Within days the PBOC reversed itself and announced it was heavily intervening in the market, essentially to re-peg the renminbi to the dollar to try to calm panicky markets and trading partners. “The government was very surprised by the strength of the international reaction,” said one senior adviser to the Chinese leadership. “But once it feels it has sufficiently stabilised the market then we will see some more devaluation.”

If this prediction is correct it will have a vast impact on global companies and investors operating in or coming to China.

For years, the ever-rising value of the renminbi was as certain and stable as the Communist Party’s social contract with its citizens and that meant a one-way bet and an extra attraction for foreign investors pouring into renminbi assets.

Investors looking for a bright spot in China have pointed to resilience in consumption and service sectors, which have held up even as growth in investment, construction, manufacturing and heavy industries has plummeted. The government has encouraged this optimism by pledging to shift the Chinese growth model from investment and construction to consumption and services.

But in unpublished recent remarks to visiting foreign dignitaries, even China’s outspoken finance minister, Lou Jiwei, forecast four or five years of much lower growth as the economy digests massive industrial overcapacity, as well as excessive debt levels that are still rising.
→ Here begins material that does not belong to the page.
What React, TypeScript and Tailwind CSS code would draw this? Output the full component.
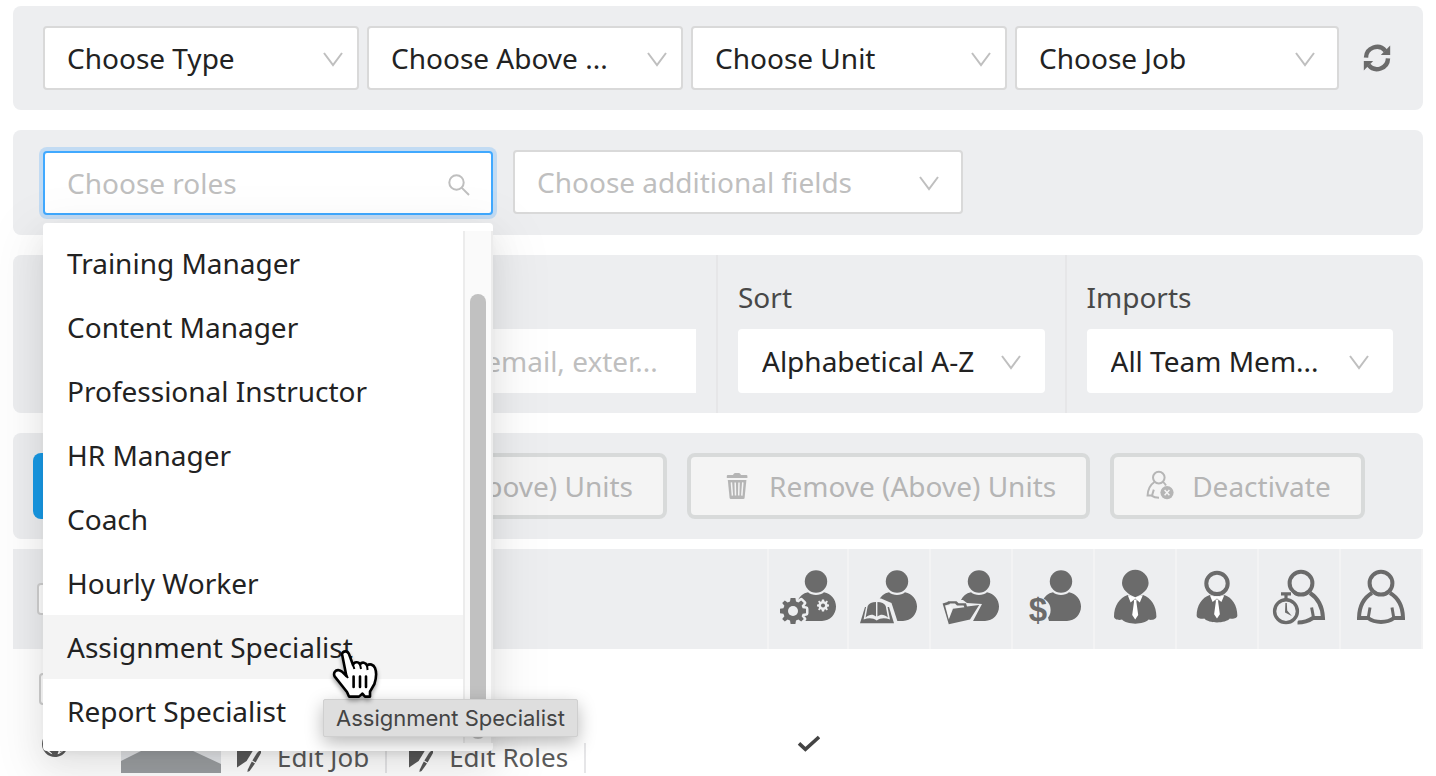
import type { ReactNode } from "react";

const roles = [
  "Training Manager",
  "Content Manager",
  "Professional Instructor",
  "HR Manager",
  "Coach",
  "Hourly Worker",
  "Assignment Specialist",
  "Report Specialist",
];

type SelectProps = {
  label: string;
  value: string;
  id?: string;
  className?: string;
  chevron?: string;
};

const Select = ({
  label,
  value,
  id,
  className = "border-[#d9d9d9] text-[#222]",
  chevron = "right-6",
}: SelectProps) => (
  <div className="relative w-full">
    <select
      id={id}
      aria-label={label}
      className={`block h-16 w-full appearance-none rounded border-2 bg-white pr-12 pl-[22px] ${className}`}
    >
      <option>{value}</option>
    </select>
    <svg
      className={`pointer-events-none absolute top-[25px] h-4 w-5 ${chevron}`}
      viewBox="0 0 20 16"
      fill="none"
      stroke="#bfbfbf"
      strokeWidth="2"
    >
      <path d="M1 2 L10 14 L19 2" />
    </svg>
  </div>
);

/* Icons */

const BG = "#edeef0";
const gearPath =
  "M-2.4 -13 H2.4 L3 -9.4 L5.4 -8.4 L8.2 -10.6 L10.8 -8 L8.6 -5.2 L9.6 -2.8 L13 -2.3 V2.3 L9.6 2.8 L8.6 5.2 L10.8 8 L8.2 10.6 L5.4 8.4 L3 9.4 L2.4 13 H-2.4 L-3 9.4 L-5.4 8.4 L-8.2 10.6 L-10.8 8 L-8.6 5.2 L-9.6 2.8 L-13 2.3 V-2.3 L-9.6 -2.8 L-8.6 -5.2 L-10.8 -8 L-8.2 -10.6 L-5.4 -8.4 L-3 -9.4 Z";

const Icon = ({ children }: { children: ReactNode }) => (
  <svg className="mx-auto block size-[60px]" viewBox="0 0 60 60" fill="#6b6b6b">
    {children}
  </svg>
);

const Bust = () => (
  <>
    <circle cx="38" cy="12.5" r="11.2" />
    <path d="M30 23.3 C34 27 42 27 46 23.3 C53 24.5 58 30.5 58 37.6 C58 45.5 52 52 44 52 H26 L20 31 C22 27 25 24.3 30 23.3 Z" />
  </>
);

const GearsIcon = () => (
  <Icon>
    <Bust />
    <g transform="translate(15 42)">
      <path d={gearPath} stroke={BG} strokeWidth="5" strokeLinejoin="round" fill={BG} />
      <path d={gearPath} />
      <circle r="5" fill={BG} />
    </g>
    <g transform="translate(45 36.5) scale(.46)">
      <path d={gearPath} fill={BG} />
      <circle r="4.4" />
    </g>
  </Icon>
);

const BookIcon = () => (
  <Icon>
    <Bust />
    <path d="M14 29.5 L22 29.5 L32.5 34 L39 54 H24 Z" fill={BG} />
    <path d="M6 38 L1 54.3 H35 L30 38 Z" />
    <path d="M8 33 L4.6 50.6 C9.5 48.4 14 48.8 17.7 51.4 C21.4 48.8 26 48.4 31 50.6 L27.6 33 Z" fill={BG} />
    <path d="M17 33 C13 33 10 34.4 8.7 37 L6.6 48.4 C10.5 45.2 13.6 45 17 47.4 Z" />
    <path d="M18.4 33 C22.4 33 25.4 34.4 26.7 37 L28.9 48.4 C25 45.2 21.9 45 18.4 47.4 Z" />
  </Icon>
);

const FolderIcon = () => (
  <Icon>
    <Bust />
    <path d="M2 31 L22 31 L26 34 L41 35 L31 54 H8 Z" fill={BG} />
    <path d="M1.6 34.4 L6.4 33 L7 32.2 H15.5 L17.6 34.2 L25 34.2 L26 37.6 L38.2 36 L29 50.6 L7.8 55.2 Z" />
    <path d="M4 36.4 L8.4 35.2 L9 34.6 H14 L16 36.6 L22.6 36.6 L23.4 38.2 L12 39.8 L7.8 50.6 Z" fill={BG} />
    <path d="M5 37.4 L9.5 36.4 L11 39.8 L7.8 49 Z" fill="#f7f7f7" />
  </Icon>
);

const DollarIcon = () => (
  <Icon>
    <Bust />
    <circle cx="15" cy="41" r="12.6" fill={BG} />
    <text
      x="15"
      y="52"
      textAnchor="middle"
      fontFamily="Liberation Sans, sans-serif"
      fontWeight="700"
      fontSize="33"
    >
      $
    </text>
  </Icon>
);

const Suit = () => (
  <>
    <path d="M22.6 26 L30 29 L38 26 C46 28.6 51.4 37 51.4 47.5 C51.4 50.6 46.5 51.4 43.6 50.6 C39 56 21.5 56 17 50.6 C13.5 51.4 9 50.6 9 47.5 C9 37 14.6 28.6 22.6 26 Z" />
    <path d="M22.8 26.2 L25.6 33.4 L30.2 29.6 L34.8 33.4 L37.8 26.2 L30.2 28 Z" fill="#fff" />
    <path d="M28.8 30.6 H31.6 L31.4 33 L33.2 46 L30.2 50.6 L27.2 46 L29 33 Z" fill="#fff" />
  </>
);

const SuitIcon = () => (
  <Icon>
    <Suit />
    <path d="M30.3 .8 A13.3 13.3 0 0 1 43.6 14 C43.6 20 38 25.5 30.3 28.2 C22.6 25.5 17 20 17 14 A13.3 13.3 0 0 1 30.3 .8 Z" />
  </Icon>
);

const SuitOutlineIcon = () => (
  <Icon>
    <g transform="translate(1 1) scale(.96)">
      <Suit />
    </g>
    <circle cx="30" cy="14.4" r="10.7" fill={BG} stroke="#6b6b6b" strokeWidth="4" />
  </Icon>
);

const StopwatchIcon = () => (
  <Icon>
    <g fill="none" stroke="#6b6b6b" strokeWidth="4">
      <circle cx="32" cy="14.2" r="11.4" />
      <path d="M41 24 C49.5 29.5 53.5 38 54 49 H44 C38 53 34 53.5 28.5 53.6" />
      <path d="M42.6 38.5 L44.6 49" strokeWidth="3" />
    </g>
    <circle cx="17" cy="42" r="15.4" fill={BG} />
    <path d="M10 21.5 H21 L25 26 L23 31 H10 Z" fill={BG} />
    <circle cx="17" cy="42.2" r="11.4" fill={BG} stroke="#6b6b6b" strokeWidth="3.4" />
    <path d="M12 23.2 H22 V26.6 H18.6 V30 H15.4 V26.6 H12 Z" />
    <path d="M16.4 34 H17.8 L18.2 41.6 L22.8 47 L16 43.4 Z" />
  </Icon>
);

const PersonIcon = () => (
  <Icon>
    <g fill="none" stroke="#6b6b6b" strokeWidth="4">
      <circle cx="30" cy="14.2" r="11.4" />
      <path d="M21 24 C12.5 29 8.2 37 8 49 H17 C24 54.2 36 54.2 43 49 H52 C51.8 37 47.5 29 39 24" />
      <path d="M19 38.5 L17.2 49 M41 38.5 L42.8 49" strokeWidth="3" />
    </g>
  </Icon>
);

const TrashIcon = () => (
  <svg className="h-8 w-8" viewBox="0 0 32 32" fill="#b5b5b5">
    <path d="M12.6 4 Q13 3 14.4 3 H17.6 Q19 3 19.4 4 L20 5 H25.4 Q26.4 5 26.4 6 V8 H5.8 V6 Q5.8 5 6.8 5 H12 Z" />
    <path d="M6.8 10 H25.4 L23.6 28 Q23.4 29 22.4 29 H9.8 Q8.8 29 8.6 28 Z" />
    <path d="M10.4 12.4 L11.4 25.6 M14.2 12.4 L14.5 25.6 M18 12.4 L17.7 25.6 M21.8 12.4 L20.8 25.6" stroke="#f4f4f4" strokeWidth="1.5" />
  </svg>
);

const UserRemoveIcon = () => (
  <svg className="h-8 w-8" viewBox="0 0 32 32" fill="none" stroke="#b5b5b5" strokeWidth="2">
    <circle cx="14.8" cy="7.6" r="5.8" />
    <path d="M10.4 12 C6 15 3.8 19.4 3.6 25.6 H7.6 C9.6 27.2 12 27.8 15 27.8 M19 12 C20.4 13 21.2 14 22 15.4 M9.8 19.6 L8.2 25" />
    <circle cx="23" cy="22.6" r="6.6" fill="#b5b5b5" stroke="none" />
    <path d="M20.6 20 L25.4 25.2 M25.4 20 L20.6 25.2" stroke="#f4f4f4" strokeWidth="1.5" />
  </svg>
);

const EditIcon = () => (
  <svg className="h-7 w-6" viewBox="0 0 24 28" fill="#5a5a5a">
    <path d="M0 3 H18 L14.5 9 L9.6 17 L0 23.4 Z" />
    <path d="M24 5 L20 9 L15.4 16.4 L18.6 18.4 L24 9 Z" />
    <path d="M14.8 17.4 L18 19.4 L12.6 27 L10.4 28 L10.8 25.4 Z" />
  </svg>
);

const PointerIcon = () => (
  <svg className="h-[52px] w-[48px] drop-shadow-[0_3px_2px_rgba(0,0,0,0.35)]" viewBox="0 0 48 52">
    <path
      d="M10 5 C11 1.6 15.4 1.4 17 5 L21 16 C22 12.6 26.6 12.4 28 15.4 C30 12.6 34 13.4 35 16.6 C37.6 14.4 41.6 15.4 43 19 C45 24 44 30 42.4 35 L38 42.6 V47.6 H33 L30.4 44.6 L27 47.6 H17 L15 43 L2.6 27.4 C1 24 3.4 20.6 7 21.2 C10 21.8 12 24.4 14.4 27 Z"
      fill="#fff"
      stroke="#000"
      strokeWidth="2.6"
      strokeLinejoin="round"
    />
    <path d="M14 26 L16 29 M21 16 L22.4 20 M28 15.4 L29 20 M35 16.6 L35.6 21" stroke="#000" strokeWidth="2" />
    <path d="M21.6 27.6 V38 M28 27.6 V38 M34 27.6 V38" stroke="#000" strokeWidth="2.6" strokeLinecap="round" />
  </svg>
);

const columns = [
  { name: "Administrator", icon: <GearsIcon /> },
  { name: "Training Manager", icon: <BookIcon /> },
  { name: "Content Manager", icon: <FolderIcon /> },
  { name: "HR Manager", icon: <DollarIcon /> },
  { name: "Coach", icon: <SuitIcon /> },
  { name: "Assistant", icon: <SuitOutlineIcon /> },
  { name: "Hourly Worker", icon: <StopwatchIcon /> },
  { name: "Member", icon: <PersonIcon /> },
];

const RolesDropdown = () => (
  <div className="absolute top-[72px] left-0 z-10 w-full rounded bg-white py-2 shadow-[0_18px_56px_16px_rgba(0,0,0,0.05),0_12px_32px_0_rgba(0,0,0,0.08),0_6px_12px_-8px_rgba(0,0,0,0.12)]">
    <div className="flex">
      <ul role="listbox" aria-label="Roles" className="flex-1">
        {roles.map((role) => (
          <li
            key={role}
            role="option"
            aria-selected={false}
            className={`h-16 px-6 leading-[64px] whitespace-nowrap text-[#222] ${
              role === "Assignment Specialist" ? "bg-[#f4f4f4]" : ""
            }`}
          >
            {role}
          </li>
        ))}
      </ul>
      {/* Scrollbar */}
      <div className="flex w-[30px] justify-center border-x-2 border-[#ececec] bg-[#fafafa] pt-[63px] pb-1">
        <div className="w-4 rounded-full bg-[#c1c1c1]" />
      </div>
    </div>

    <div className="absolute top-[476px] left-[280px] rounded-xs border border-[#cfcfcf] bg-[#dedede] px-3 font-[Inter,sans-serif] text-[22px] leading-9 whitespace-nowrap text-[#444] shadow-[0_6px_18px_rgba(0,0,0,0.28)]">
      Assignment Specialist
    </div>
    <div className="absolute top-[426px] left-[289px]">
      <PointerIcon />
    </div>
  </div>
);

const actionClass =
  "flex h-[66px] items-center gap-4 rounded-lg border-4 border-[#d8dada] bg-[#f4f4f4] px-[30px] whitespace-nowrap text-[#b5b5b5]";

const checkboxClass = "block size-8 appearance-none rounded border-2 border-[#d0d0d0] bg-white";

const App = () => (
  <div className="h-screen overflow-hidden bg-white px-[13px] pt-1.5 font-['Noto_Sans',sans-serif] text-[28px] leading-9 text-[#484848]">
    {/* Filters */}
    <section className="flex items-center rounded-lg bg-[#edeef0] py-5 pr-8 pl-[30px]">
      <div className="grid flex-1 grid-cols-4">
        <div className="pr-2">
          <Select label="Type" value="Choose Type" chevron="right-4" />
        </div>
        <div className="pr-2">
          <Select label="Above unit" value="Choose Above ..." chevron="right-4" />
        </div>
        <div className="pr-2">
          <Select label="Unit" value="Choose Unit" chevron="right-4" />
        </div>
        <div>
          <Select label="Job" value="Choose Job" />
        </div>
      </div>
      <button aria-label="Refresh" className="ml-6">
        <svg className="size-7" viewBox="0 0 28 28" fill="none" stroke="#6b6b6b" strokeWidth="4.4">
          <path d="M3 13.6 A11 11 0 0 1 22.4 6.8" />
          <path d="M27.2 1.6 V11 H17.8 Z" fill="#6b6b6b" stroke="none" />
          <path d="M25 14.4 A11 11 0 0 1 5.6 21.2" />
          <path d="M.8 26.4 V17 H10.2 Z" fill="#6b6b6b" stroke="none" />
        </svg>
      </button>
    </section>

    {/* Roles and additional fields */}
    <section className="mt-5 flex gap-5 rounded-lg bg-[#edeef0] px-[30px] py-5">
      <div className="relative mt-px w-[450px]">
        <input
          aria-label="Choose roles"
          placeholder="Choose roles"
          className="block h-16 w-full rounded border-2 border-[#40a9ff] bg-white pr-12 pl-[22px] shadow-[0_0_0_4px_rgba(24,144,255,0.2)] outline-none placeholder:text-[#bfbfbf]"
        />
        <svg className="absolute top-[22px] right-[22px] size-6" viewBox="0 0 24 24" fill="none" stroke="#bfbfbf" strokeWidth="2">
          <circle cx="9.5" cy="9.5" r="7.2" />
          <path d="M14.6 14.6 L22 22" />
        </svg>
        <RolesDropdown />
      </div>
      <div className="w-[450px]">
        <Select label="Additional fields" value="Choose additional fields" className="border-[#d9d9d9] text-[#bfbfbf]" />
      </div>
    </section>

    {/* Search and sort */}
    <section className="mt-5 flex rounded-lg bg-[#edeef0] px-2.5">
      <div className="flex-1 px-5 pt-[74px] pb-5">
        <Select label="Status" value="" className="border-white" />
      </div>
      <div className="flex-1 border-r-2 border-[#e6e6e8] px-5 pt-[74px] pb-5">
        <input
          aria-label="Search"
          placeholder="Name, email, exter..."
          className="block h-16 w-full bg-white px-0.5 placeholder:text-[#bfbfbf]"
        />
      </div>
      <div className="flex-1 border-r-2 border-[#e6e6e8] px-5 pt-5 pb-5">
        <label htmlFor="sort" className="mb-2.5 block leading-[44px]">
          Sort
        </label>
        <Select id="sort" label="Sort" value="Alphabetical A-Z" className="border-white text-[#222]" />
      </div>
      <div className="flex-1 px-5 pt-5 pb-5">
        <label htmlFor="imports" className="mb-2.5 block leading-[44px]">
          Imports
        </label>
        <Select id="imports" label="Imports" value="All Team Mem..." className="border-white text-[#222]" />
      </div>
    </section>

    {/* Actions */}
    <section className="mt-5 flex gap-5 rounded-lg bg-[#edeef0] p-5">
      <button aria-label="Add" className="h-[66px] w-[254px] rounded-lg bg-[#189ae6]" />
      <button className={`${actionClass} w-[360px] justify-end`}>Add (Above) Units</button>
      <button className={actionClass}>
        <TrashIcon />
        Remove (Above) Units
      </button>
      <button className={actionClass}>
        <UserRemoveIcon />
        Deactivate
      </button>
    </section>

    {/* Members */}
    <table className="mt-2.5 w-full table-fixed border-separate border-spacing-0">
      <thead>
        <tr className="h-[100px] bg-[#edeef0]">
          <th className="pl-6 text-left">
            <input type="checkbox" aria-label="Select all" className={checkboxClass} />
          </th>
          {columns.map((column) => (
            <th key={column.name} aria-label={column.name} className="w-[82px] border-r-2 border-[#f3f3f4] p-0 nth-2:border-l-2">
              {column.icon}
            </th>
          ))}
        </tr>
      </thead>
      <tbody>
        <tr className="h-[190px]">
          <td className="pt-6 pl-[26px] align-top">
            <div className="flex">
              <div className="flex w-8 flex-col items-center gap-[26px]">
                <input type="checkbox" aria-label="Select member" className={checkboxClass} />
                <svg className="size-[26px]" viewBox="0 0 26 26" fill="none" stroke="#5a5a5a" strokeWidth="2.4">
                  <circle cx="13" cy="13" r="11.8" />
                  <path d="M4 17 L10 20 L12 24 M12 18 H16 L14 24 Z M22 17 L18 20" fill="#5a5a5a" />
                </svg>
              </div>
              <svg className="ml-[50px] h-[100px] w-[100px]" viewBox="0 0 100 100">
                <rect width="100" height="100" fill="#e3e5e8" />
                <path d="M0 88 L22 77 H70 L100 91 V100 H0 Z" fill="#9b9ea1" />
              </svg>
              <div className="flex items-end text-[26px] leading-[30px] whitespace-nowrap">
                <a href="#job" className="flex items-center gap-4 border-r-2 border-[#e6e6e8] px-4 pb-px leading-[29px] text-[#5a5a5a]">
                  <EditIcon />
                  Edit Job
                </a>
                <a href="#roles" className="flex items-center gap-4 border-r-2 border-[#e6e6e8] pr-4 pl-[22px] pb-px leading-[29px] text-[#5a5a5a]">
                  <EditIcon />
                  Edit Roles
                </a>
              </div>
            </div>
          </td>
          <td className="p-0">
            <svg className="mx-auto h-[18px] w-6" viewBox="0 0 24 18" fill="none" stroke="#444" strokeWidth="3.6">
              <path d="M3 8.4 L9.4 14.4 L23 2" />
            </svg>
          </td>
          <td colSpan={7} />
        </tr>
      </tbody>
    </table>
  </div>
);

export default App;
He also warned that he expects “labour pains” as unemployment rises.

“Although employment and consumption have stayed resilient so far, we expect both to face increasing headwinds in 2016 and 2017,” says Ms Wang. “Going forward, as investment and GDP growth continue to slow, employment and wage growth may soften further.”

As growth slows and debt piles up the government’s unwritten contract with the masses — and with global investors — is looking increasingly strained.